By land, mini buses and vans ply from the regional center in Tacloban, Catbalogan, and Calbayog in Samar province and to some towns in Eastern Samar. From Borongan, buses ply to Metro Manila. Motorized boats plies through Leyte Gulf ferrying passengers going to Tacloban City seaport.

==Economy==

Commercial activities in the province are centered on the provincial capital of Borongan while tourism activities are centered in Guiuan town where Calicoan Island and the historical Homonhon Island are located. Generally, the province's major economic resource is fishery and agriculture which include production of coconut, copra, corn, rice, sugar, and vegetables.

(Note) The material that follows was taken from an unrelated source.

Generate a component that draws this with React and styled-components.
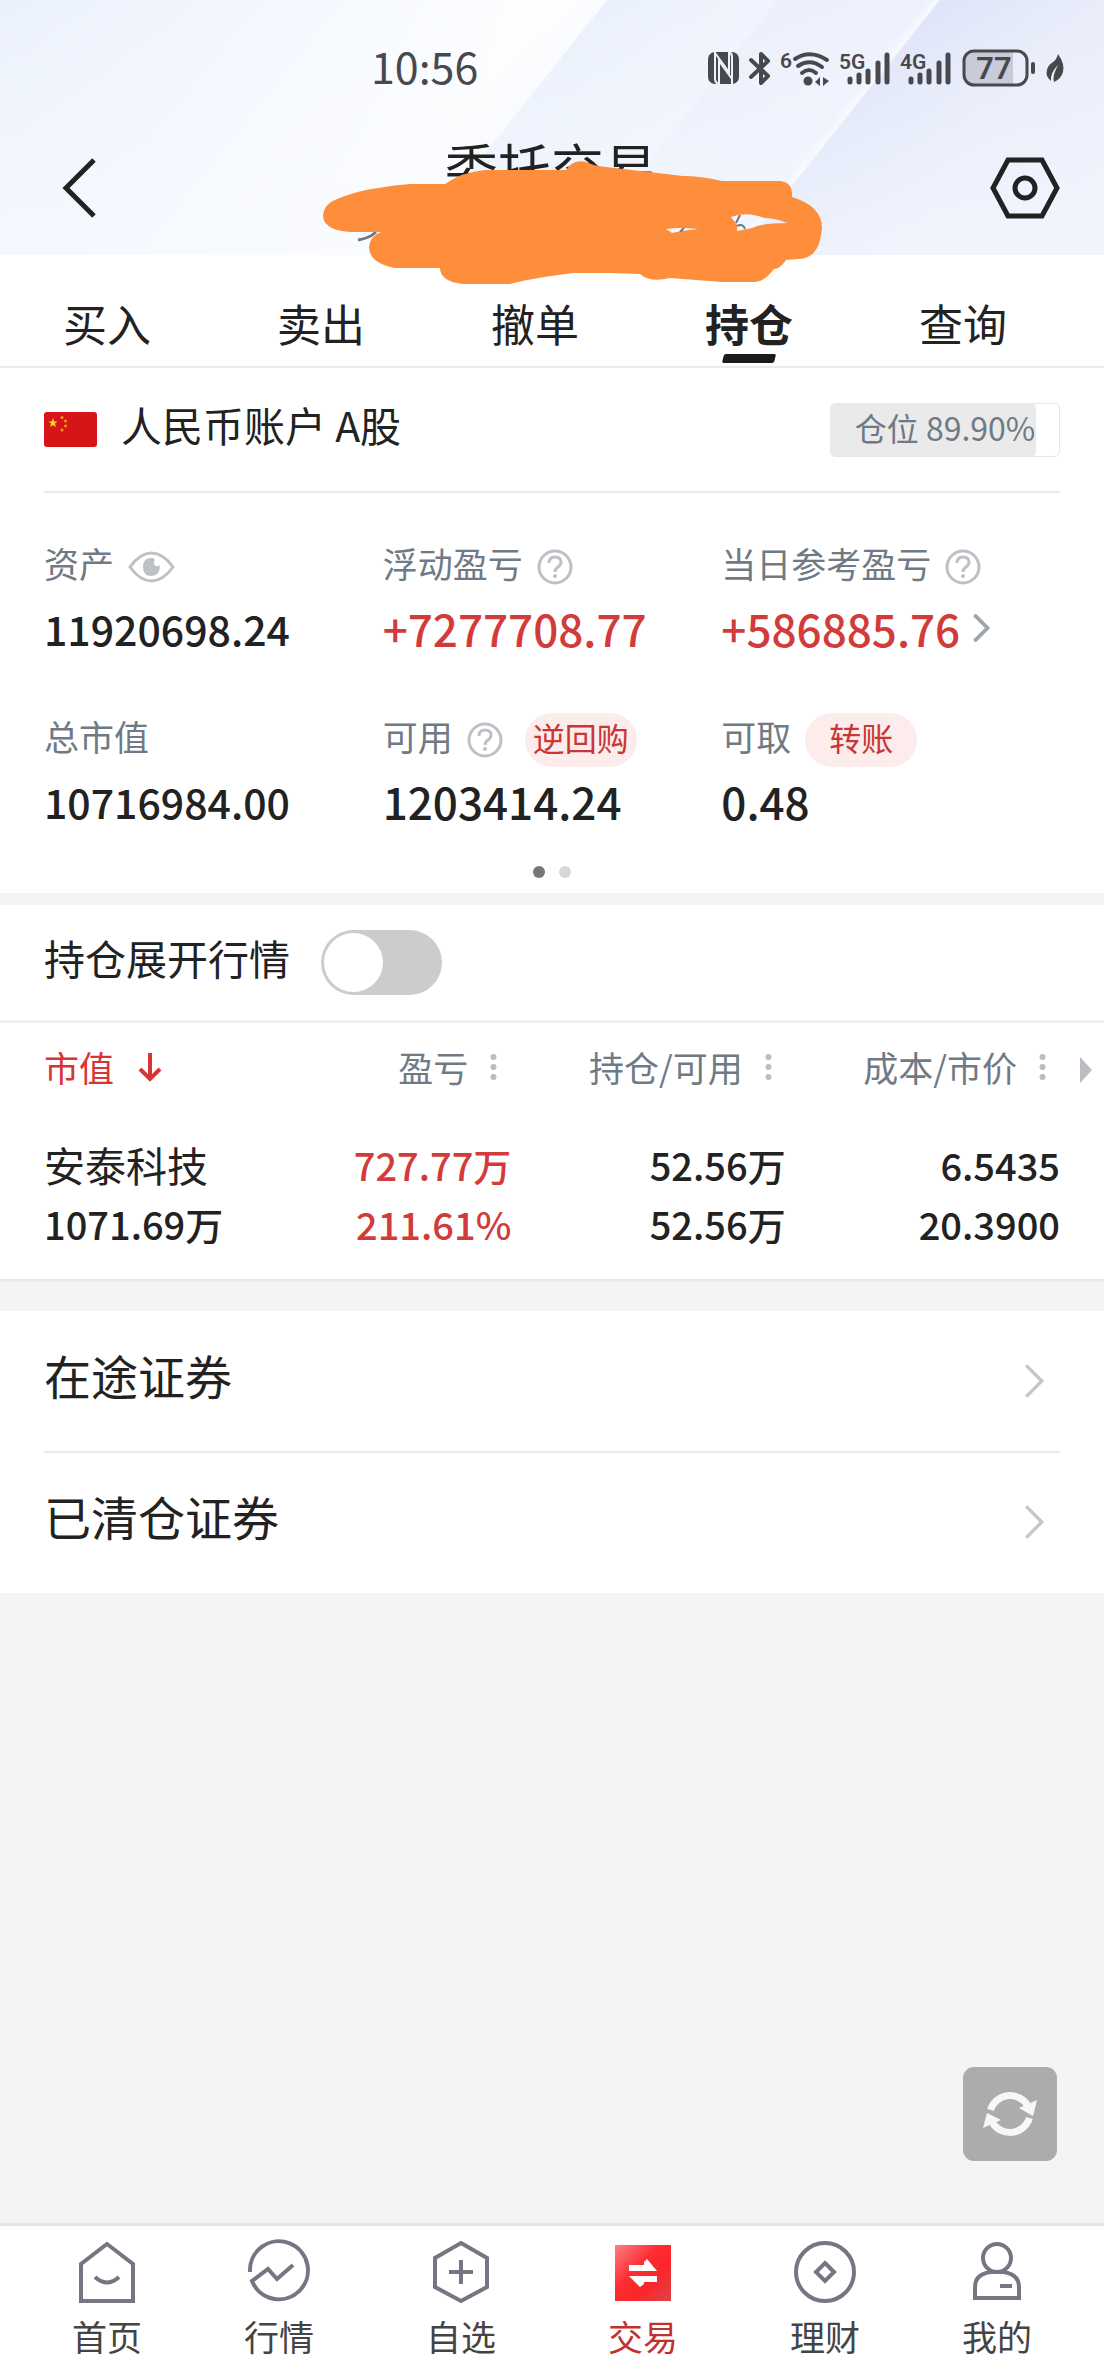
import React, { useState } from 'react';
import styled, { createGlobalStyle } from 'styled-components';

const GlobalStyle = createGlobalStyle`
    * {
        box-sizing: border-box;
    }

    body {
        margin: 0;
        background: #f4f4f4;
        color: #222;
        font-family: "Noto Sans CJK SC", "Noto Sans", sans-serif;
    }

    button {
        margin: 0;
        padding: 0;
        border: 0;
        background: none;
        color: inherit;
        font: inherit;
        cursor: pointer;
    }

    a {
        color: inherit;
        text-decoration: none;
    }

    svg {
        display: block;
        flex: none;
        overflow: visible;
    }
`;

const Page = styled.div`
    display: flex;
    flex-direction: column;
    min-height: 100vh;
`;

const Header = styled.header`
    background:
        linear-gradient(180deg, rgba(248, 250, 255, 0) 0%, rgba(246, 249, 255, 0.6) 100%),
        linear-gradient(
            128.5deg,
            #ebf1fc 0%,
            #f3f7fe 20%,
            #fefefe 42%,
            #fbfcff 46.4%,
            #ebf1fc 46.5%,
            #f0f4fd 59.4%,
            #ecf0fb 59.6%,
            #eff2fd 71%,
            #f8faff 71.8%,
            #dfe5f9 72%,
            #e9edfa 84%,
            #ecf0fb 100%
        );
`;

const StatusBar = styled.div`
    display: flex;
    align-items: center;
    justify-content: space-between;
    height: 120px;
    padding: 16px 40px 0 33.6%;
    color: #48494d;
`;

const Time = styled.span`
    font-size: 43px;
    line-height: 60px;
    padding-bottom: 6px;
`;

const StatusIcons = styled.div`
    display: flex;
    align-items: center;
    gap: 10px;
`;

const NavBar = styled.div`
    position: relative;
    display: flex;
    align-items: center;
    justify-content: space-between;
    height: 135px;
    padding: 0 44px 0 62px;
`;

const BackButton = styled.button`
    width: 50px;
`;

const Title = styled.h1`
    flex: 1;
    margin: 0;
    padding-bottom: 44px;
    text-align: center;
    font-size: 53px;
    font-weight: 400;
    line-height: 60px;
`;

const Scribble = styled.svg`
    position: absolute;
    top: 36px;
    left: calc(50% - 232px);
    z-index: 2;
`;

const Tabs = styled.nav`
    display: flex;
    height: 113px;
    padding-right: 34px;
    background: #fff;
    border-bottom: 2px solid #e9ebeb;
`;

const Tab = styled.button`
    position: relative;
    flex: 1;
    padding-top: 24px;
    font-size: 44px;
    font-weight: ${(props) => (props.$active ? 700 : 400)};
    line-height: 60px;

    &::after {
        content: "";
        display: ${(props) => (props.$active ? 'block' : 'none')};
        position: absolute;
        bottom: 3px;
        left: calc(50% - 26px);
        width: 52px;
        height: 9px;
        background: #1b1b1b;
        border-radius: 2px;
        transform: skewX(-14deg);
    }
`;

const Panel = styled.section`
    padding: 0 44px;
    background: #fff;
`;

const AccountRow = styled.div`
    display: flex;
    align-items: center;
    gap: 24px;
    height: 125px;
    border-bottom: 2px solid #ebebeb;
`;

const RowText = styled.span`
    padding-bottom: 12px;
    font-size: ${(props) => (props.$large ? 47 : 41)}px;
    line-height: 60px;
`;

const Position = styled.div`
    position: relative;
    width: 230px;
    height: 54px;
    margin-left: auto;
    border: 1px solid #e6e6e6;
    border-radius: 5px;
    color: #6f7a84;
    font-size: 32px;
    line-height: 46px;
    text-align: center;
`;

const PositionFill = styled.div`
    position: absolute;
    top: 0;
    bottom: 0;
    left: 0;
    background: #eaeaea;
    border-radius: 4px;
`;

const PositionText = styled.span`
    position: relative;
    white-space: nowrap;
`;

const Summary = styled.div`
    display: grid;
    grid-template-columns: repeat(3, 1fr);
    row-gap: 55px;
    padding-top: 47px;
`;

const Label = styled.div`
    display: flex;
    align-items: center;
    gap: 14px;
    height: 54px;
    color: #6f7a84;
    font-size: 35px;
    line-height: 46px;
    white-space: nowrap;
`;

const LabelText = styled.span`
    padding-bottom: 8px;
`;

const Value = styled.div`
    display: flex;
    align-items: center;
    gap: 12px;
    margin-top: 4px;
    color: ${(props) => (props.$up ? '#d33b3a' : '#222')};
    font-size: ${(props) => (props.$small ? 41 : 44)}px;
    font-weight: 500;
    line-height: 60px;
    white-space: nowrap;
`;

const HelpButton = styled.button`
    margin-right: 8px;
`;

const Pill = styled.button`
    width: 112px;
    height: 54px;
    padding-bottom: 6px;
    border-radius: 27px;
    background: #fceceb;
    color: #c93634;
    font-size: 32px;
    line-height: 46px;
`;

const Pager = styled.div`
    display: flex;
    justify-content: center;
    gap: 14px;
    padding: 35px 0 15px;
`;

const PagerDot = styled.span`
    width: 12px;
    height: 12px;
    border-radius: 50%;
    background: ${(props) => (props.$active ? '#777' : '#d8d8d8')};
`;

const ExpandRow = styled.label`
    display: flex;
    align-items: center;
    gap: 31px;
    height: 118px;
    margin-top: 12px;
    padding: 0 44px;
    background: #fff;
    border-bottom: 3px solid #f0f0f0;
`;

const Switch = styled.input`
    appearance: none;
    width: 121px;
    height: 65px;
    margin: 0;
    padding: 3px;
    border-radius: 33px;
    background: ${(props) => (props.checked ? '#d33b3a' : '#ccc')};

    &::before {
        content: "";
        display: block;
        width: 59px;
        height: 59px;
        margin-left: ${(props) => (props.checked ? 56 : 0)}px;
        border-radius: 50%;
        background: #fff;
    }
`;

const Holdings = styled.section`
    position: relative;
    padding: 0 44px;
    background: #fff;
    border-bottom: 3px solid #e8e9e9;
`;

const Table = styled.table`
    width: 100%;
    table-layout: fixed;
    border-collapse: collapse;
`;

const HeadCell = styled.th`
    width: ${(props) => (props.$first ? 19 : 27)}%;
    height: 88px;
    padding: 0 ${(props) => (props.$first ? 0 : 14)}px 0 0;
    color: ${(props) => (props.$first ? '#d83433' : '#6f7a84')};
    font-size: 35px;
    font-weight: 400;
    line-height: 48px;
    white-space: nowrap;
`;

const SortButton = styled.button`
    display: flex;
    align-items: center;
    gap: 22px;
    margin-left: ${(props) => (props.$first ? '0' : 'auto')};
`;

const Cell = styled.td`
    padding: 24px 0 26px;
    color: ${(props) => (props.$up ? '#d33b3a' : '#222')};
    line-height: 59px;
    text-align: ${(props) => (props.$first ? 'left' : 'right')};
    white-space: nowrap;
`;

const Line = styled.div`
    font-size: ${(props) => (props.$name ? 41 : 38)}px;
    font-weight: ${(props) => (props.$name ? 400 : 500)};
`;

const ScrollHint = styled.svg`
    position: absolute;
    top: 34px;
    right: 12px;
`;

const LinkList = styled.section`
    margin-top: 29px;
    padding: 0 44px 2px;
    background: #fff;
`;

const LinkRow = styled.a`
    display: flex;
    align-items: center;
    justify-content: space-between;
    height: 140px;
    padding-right: 16px;

    & + & {
        border-top: 2px solid #ececec;
    }
`;

const RefreshButton = styled.button`
    position: fixed;
    right: 47px;
    bottom: 215px;
    display: grid;
    place-items: center;
    width: 94px;
    height: 94px;
    border-radius: 11px;
    background: #acacac;
`;

const TabBar = styled.nav`
    position: sticky;
    bottom: 0;
    display: grid;
    grid-template-columns: 162fr repeat(4, 182fr) 162fr;
    margin-top: auto;
    padding: 14px 26px 20px;
    background: #fff;
    border-top: 3px solid #e5e5e5;
`;

const TabLink = styled.a`
    display: flex;
    flex-direction: column;
    align-items: center;
    gap: 12px;
    color: ${(props) => (props.$active ? '#c4302f' : '#444')};
    font-size: 35px;
    line-height: 40px;
`;

const NfcIcon = () => (
    <svg width="31" height="32" viewBox="0 0 31 32">
        <rect width="31" height="32" rx="7" fill="#48494d" />
        <g fill="none" stroke="#eef2fc" strokeWidth="2">
            <path d="M7 0L7 27Q7 30 10 32" />
            <path d="M11 32V9L24 27" />
            <path d="M7 1L21 20V0" />
            <path d="M21 0Q24 1 24 5V32" />
        </g>
    </svg>
);

const BluetoothIcon = () => (
    <svg width="22" height="35" viewBox="0 0 22 35" fill="none" stroke="#48494d" strokeWidth="4" strokeLinejoin="round" strokeLinecap="round">
        <path d="M2 9L19 25L12 32V3L19 10L2 26" />
    </svg>
);

const WifiIcon = () => (
    <svg width="49" height="37" viewBox="0 0 49 37" fill="none" stroke="#48494d" strokeWidth="4" strokeLinecap="round">
        <text x="-1" y="18" fill="#48494d" stroke="none" fontFamily="Roboto, sans-serif" fontWeight="600" fontSize="21">6</text>
        <path d="M14 9Q29 -1 46 10" />
        <path d="M17 16Q29 8 41 17" />
        <path d="M21 23Q28 17 35 23" />
        <circle cx="27" cy="31" r="4.5" fill="#48494d" stroke="none" />
        <path d="M34 32L39 27V36ZM42 27L48 31L42 36Z" fill="#48494d" stroke="none" />
    </svg>
);

const SignalIcon = ({ label }) => (
    <svg width="51" height="35" viewBox="0 0 51 35">
        <text x="-1" y="18" fill="#48494d" fontFamily="Roboto, sans-serif" fontWeight="600" fontSize="21">{label}</text>
        <g stroke="#48494d" strokeWidth="5" strokeLinecap="round">
            <path d="M10 28V31M19 24V31M28 20V31M38 12V31M47 4V31" />
        </g>
    </svg>
);

const BatteryIcon = () => (
    <svg width="74" height="38" viewBox="0 0 74 38">
        <path d="M12 3H51V35H12Q3 35 3 26V12Q3 3 12 3Z" fill="#c9ccd8" />
        <rect x="2" y="2" width="63" height="34" rx="10" fill="none" stroke="#48494d" strokeWidth="3" />
        <path d="M71 15V23" stroke="#48494d" strokeWidth="4" strokeLinecap="round" />
        <text x="32" y="30" textAnchor="middle" fill="#48494d" fontFamily="Roboto, sans-serif" fontWeight="600" fontSize="31">77</text>
    </svg>
);

const LeafIcon = () => (
    <svg width="18" height="30" viewBox="0 0 18 30">
        <path d="M12 1Q19 11 17 19Q15 26 8 29Q6 23 12 12Q4 20 5 28Q-1 23 1 17Q2 12 7 9Q11 6 12 1Z" fill="#48494d" />
    </svg>
);

const Chevron = ({ color, width, height, stroke }) => (
    <svg width={width} height={height} viewBox="0 0 18 32" fill="none" stroke={color} strokeWidth={stroke}>
        <path d="M2 2L16 16L2 30" />
    </svg>
);

const HelpIcon = () => (
    <svg width="36" height="36" viewBox="0 0 36 36" fill="none" stroke="#bdc1c6" strokeWidth="3">
        <circle cx="18" cy="18" r="16" />
        <path d="M12 14Q12 8 18 8Q24 8 24 13Q24 16 21 18Q18 20 18 23" />
        <circle cx="18" cy="27" r="2" fill="#bdc1c6" stroke="none" />
    </svg>
);

const EyeIcon = () => (
    <svg width="47" height="32" viewBox="0 0 47 32">
        <path d="M2 16Q12 2 23.500 2T45 16Q35 30 23.500 30T2 16Z" fill="none" stroke="#bcc1c7" strokeWidth="3" />
        <path d="M25 7Q15 6 15 16Q15 25 23.500 25Q32 25 32 14Q28 17 26 13Q25 11 27 9Z" fill="#bcc1c7" />
    </svg>
);

const FlagIcon = () => (
    <svg width="53" height="35" viewBox="0 0 53 35">
        <rect width="53" height="35" rx="3" fill="#d61518" />
        <path d="M9 6L10.200 9.400H13.500L10.900 11.500L11.900 15L9 12.900L6.100 15L7.100 11.500L4.500 9.400H7.800Z" fill="#fbdc1c" />
        <g fill="#f19a1b">
            <circle cx="18" cy="5.500" r="1.500" />
            <circle cx="21.500" cy="9" r="1.500" />
            <circle cx="21.500" cy="14" r="1.500" />
            <circle cx="18" cy="18" r="1.500" />
        </g>
    </svg>
);

const MoreDots = () => (
    <svg width="7" height="28" viewBox="0 0 7 28" fill="#b9bec5">
        <circle cx="3.500" cy="4" r="3" />
        <circle cx="3.500" cy="14" r="3" />
        <circle cx="3.500" cy="24" r="3" />
    </svg>
);

const ArrowDown = () => (
    <svg width="28" height="30" viewBox="0 0 28 30" fill="none" stroke="#d83433" strokeWidth="4">
        <path d="M14 1V27M4 17L14 27L24 17" />
    </svg>
);

const tabIcons = {
    home: (
        <path d="M32 4L58 24V61H6V24ZM20 37Q32 48 44 37" />
    ),
    market: (
        <path d="M3 32A29 29 0 1 1 5 41L21 29L30 39L46 25" />
    ),
    watch: (
        <path d="M32 3L58 18V47L32 61L6 47V18ZM32 20V44M20 32H44" />
    ),
    wealth: (
        <>
            <circle cx="32" cy="32" r="29" />
            <path d="M32 23L41 32L32 41L23 32Z" />
        </>
    ),
    mine: (
        <>
            <ellipse cx="32" cy="18" rx="14" ry="14" />
            <path d="M26 32H38Q54 34 54 47V58H10V47Q10 34 26 32M35 46H47" />
        </>
    ),
};

const TradeIcon = () => (
    <svg width="64" height="64" viewBox="0 0 64 64">
        <defs>
            <linearGradient id="trade" x1="0" y1="0" x2="1" y2="1">
                <stop offset="0" stopColor="#ff8085" />
                <stop offset="0.4" stopColor="#fc2d33" />
                <stop offset="0.65" stopColor="#fb252a" />
                <stop offset="1" stopColor="#dc4548" />
            </linearGradient>
        </defs>
        <rect x="4" y="5" width="56" height="56" fill="url(#trade)" />
        <path d="M18 25H33V22L36 19L46 31H18ZM18 36H46V42H33V44L29 47Z" fill="#fff" />
    </svg>
);

const summary = [
    { label: '资产', value: '11920698.24', small: true, eye: true },
    { label: '浮动盈亏', value: '+7277708.77', up: true, help: true },
    { label: '当日参考盈亏', value: '+586885.76', up: true, help: true, more: true },
    { label: '总市值', value: '10716984.00', small: true },
    { label: '可用', value: '1203414.24', help: true, action: '逆回购' },
    { label: '可取', value: '0.48', action: '转账' },
];

const columns = ['市值', '盈亏', '持仓/可用', '成本/市价'];

const holdings = [
    {
        name: '安泰科技',
        marketValue: '1071.69万',
        profit: ['727.77万', '211.61%'],
        amount: ['52.56万', '52.56万'],
        price: ['6.5435', '20.3900'],
    },
];

const bottomTabs = [
    { icon: 'home', label: '首页' },
    { icon: 'market', label: '行情' },
    { icon: 'watch', label: '自选' },
    { icon: 'trade', label: '交易' },
    { icon: 'wealth', label: '理财' },
    { icon: 'mine', label: '我的' },
];

const App = () => {
    const [activeTab, setActiveTab] = useState('持仓');
    const [expanded, setExpanded] = useState(false);
    const position = 89.9;

    return (
        <Page>
            <GlobalStyle />
            <Header>
                <StatusBar>
                    <Time>10:56</Time>
                    <StatusIcons>
                        <NfcIcon />
                        <BluetoothIcon />
                        <WifiIcon />
                        <SignalIcon label="5G" />
                        <SignalIcon label="4G" />
                        <BatteryIcon />
                        <LeafIcon />
                    </StatusIcons>
                </StatusBar>
                <NavBar>
                    <BackButton aria-label="返回">
                        <svg width="34" height="60" viewBox="0 0 34 60" fill="none" stroke="#222" strokeWidth="5">
                            <path d="M32 2L4 30L32 58" />
                        </svg>
                    </BackButton>
                    <Title>委托交易</Title>
                    <button aria-label="设置">
                        <svg width="70" height="62" viewBox="0 0 70 62" fill="none" stroke="#222" strokeWidth="5">
                            <path d="M18 3H52L67 31L52 59H18L3 31Z" />
                            <circle cx="35" cy="31" r="10" />
                        </svg>
                    </button>
                    {/* marker strokes over the account line */}
                    <Scribble width="510" height="134" viewBox="320 156 510 134">
                        <path d="M358 240Q370 238 376 232" fill="none" stroke="#6f7a84" strokeWidth="3" />
                        <path
                            fill="#ff8e3c"
                            fillRule="evenodd"
                            d="M323 215Q324 204 337 199Q356 191 378 188Q395 185 410 184H445Q462 172 485 170H566Q573 159 586 162Q594 166 606 167L683 176Q700 176 722 181H780Q793 182 792 197Q822 206 822 228Q820 243 818 246Q812 259 798 259L786 260Q780 269 774 269Q764 282 755 282H722L670 278Q650 283 640 274L610 273H573L544 277Q520 281 510 284H462Q440 281 440 268H395Q369 263 369 247Q370 236 381 232H350Q323 230 323 215ZM731 217Q746 211 764 218Q775 218 787 223Q762 223 752 228L737 231V225ZM666 229Q680 227 698 229Q680 231 672 233Z"
                        />
                        <path d="M740 215L736 223M737 226Q743 223 745 229M684 228L680 232" fill="none" stroke="#6f7a84" strokeWidth="2" />
                    </Scribble>
                </NavBar>
            </Header>

            <Tabs>
                {['买入', '卖出', '撤单', '持仓', '查询'].map((tab) => (
                    <Tab key={tab} $active={tab === activeTab} onClick={() => setActiveTab(tab)}>
                        {tab}
                    </Tab>
                ))}
            </Tabs>

            <Panel>
                <AccountRow>
                    <FlagIcon />
                    <RowText>人民币账户 A股</RowText>
                    <Position>
                        <PositionFill style={{ width: `${position}%` }} />
                        <PositionText>仓位 {position.toFixed(2)}%</PositionText>
                    </Position>
                </AccountRow>
                <Summary>
                    {summary.map((item) => (
                        <div key={item.label}>
                            <Label>
                                <LabelText>{item.label}</LabelText>
                                {item.eye && <button aria-label="隐藏金额"><EyeIcon /></button>}
                                {item.help && <HelpButton aria-label="说明"><HelpIcon /></HelpButton>}
                                {item.action && <Pill>{item.action}</Pill>}
                            </Label>
                            <Value $up={item.up} $small={item.small}>
                                {item.value}
                                {item.more && <Chevron color="#9da5ad" width={18} height={30} stroke={4} />}
                            </Value>
                        </div>
                    ))}
                </Summary>
                <Pager>
                    <PagerDot $active />
                    <PagerDot />
                </Pager>
            </Panel>

            <ExpandRow>
                <RowText>持仓展开行情</RowText>
                <Switch
                    type="checkbox"
                    role="switch"
                    checked={expanded}
                    onChange={(e) => setExpanded(e.target.checked)}
                />
            </ExpandRow>

            <Holdings>
                <Table>
                    <thead>
                        <tr>
                            {columns.map((column, index) => (
                                <HeadCell key={column} $first={index === 0}>
                                    <SortButton $first={index === 0}>
                                        <span>{column}</span>
                                        {index === 0 ? <ArrowDown /> : <MoreDots />}
                                    </SortButton>
                                </HeadCell>
                            ))}
                        </tr>
                    </thead>
                    <tbody>
                        {holdings.map((item) => (
                            <tr key={item.name}>
                                <Cell $first>
                                    <Line $name>{item.name}</Line>
                                    <Line>{item.marketValue}</Line>
                                </Cell>
                                <Cell $up>
                                    {item.profit.map((text, i) => <Line key={i}>{text}</Line>)}
                                </Cell>
                                <Cell>
                                    {item.amount.map((text, i) => <Line key={i}>{text}</Line>)}
                                </Cell>
                                <Cell>
                                    {item.price.map((text, i) => <Line key={i}>{text}</Line>)}
                                </Cell>
                            </tr>
                        ))}
                    </tbody>
                </Table>
                <ScrollHint width="12" height="26" viewBox="0 0 12 26">
                    <path d="M0 0L12 13L0 26Z" fill="#b9bec5" />
                </ScrollHint>
            </Holdings>

            <LinkList>
                {['在途证券', '已清仓证券'].map((text) => (
                    <LinkRow key={text} href="#">
                        <RowText $large>{text}</RowText>
                        <Chevron color="#c4c6c9" width={20} height={36} stroke={3} />
                    </LinkRow>
                ))}
            </LinkList>

            <RefreshButton aria-label="刷新">
                <svg width="56" height="52" viewBox="0 0 56 52">
                    <g fill="none" stroke="#f7f7f7" strokeWidth="7">
                        <path d="M8.500 22A20.500 20.500 0 0 1 46 18" />
                        <path d="M47.500 30A20.500 20.500 0 0 1 10 34" />
                    </g>
                    <path d="M55 12L51 28L37 20ZM1 40L5 25L19 32Z" fill="#f7f7f7" />
                </svg>
            </RefreshButton>

            <TabBar>
                {bottomTabs.map((tab) => (
                    <TabLink key={tab.icon} href="#" $active={tab.icon === 'trade'}>
                        {tab.icon === 'trade' ? (
                            <TradeIcon />
                        ) : (
                            <svg width="64" height="64" viewBox="0 0 64 64" fill="none" stroke="#757682" strokeWidth="4">
                                {tabIcons[tab.icon]}
                            </svg>
                        )}
                        {tab.label}
                    </TabLink>
                ))}
            </TabBar>
        </Page>
    );
};

export default App;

Tourism potential is untapped on the northern part of the province.

==Notable people==
- Boy Abunda - television host, publicist, talent manager and celebrity endorser.
- Maria Fe Abunda - politician; Eastern Samar's representative in the House of Representatives of the Philippines. 8th and 19th Congress.
- Aster Amoyo - entertainment writer, television host, and talent manager.
- Gabrielle Camille Basiano - model and beauty pageant titleholder, Binibining Pilipinas Intercontinental 2022.
- K Brosas - actress, comedienne and singer.
- Eugenio Daza - Area Commander Southeastern Samar during the Philippine-American War. Organizer of the Balangiga Encounter. Rep. of Samar's 3rd District to the First Philippine Legislature.
- Gabriel Daza - Knight Commander with Star of the Order of St. Sylvester, knighted by Pope Pius XII. Co-founder Boy Scouts of the Philippines.
- R-Ji Lim - singer, actor and model; member of P-pop group Alamat.
- Jewel Ponferada - PBA professional basketball player, currently playing for Rain or Shine Elasto Painters.
- Art Ramasasa - singer, songwriter and musician in the Waray-Waray language.
- Mastermind - dance group, made popular in their performance in Pilipinas Got Talent season 5. They finally settled for 4th place in the Grand Finals.
- Freddie Abuda - retired professional basketball player, currently serving as an assistant coach to the San Beda Red Lions (NCAA).
- Lutgardo Barbo - Former governor of Eastern Samar, Candidate for the 2022 Senate Elections.
- Marcelino Libanan - Filipino politician. Minority Leader 19th and 20th Congress. 4P's Partylist Representative
- Ben Evardone - Congressman of Eastern Samar and 6th Governor of Eastern Samar.
- RV Evardone - Governor, Province of Eastern Samar. Former President of the Eastern Samar chapter of the Philippine Councilors League,
- Sheen Gonzales - Two-term mayor of Guiuan, Representative, Lone District of Eastern Samar. Assistant Minority Leader of the 2oth Congress.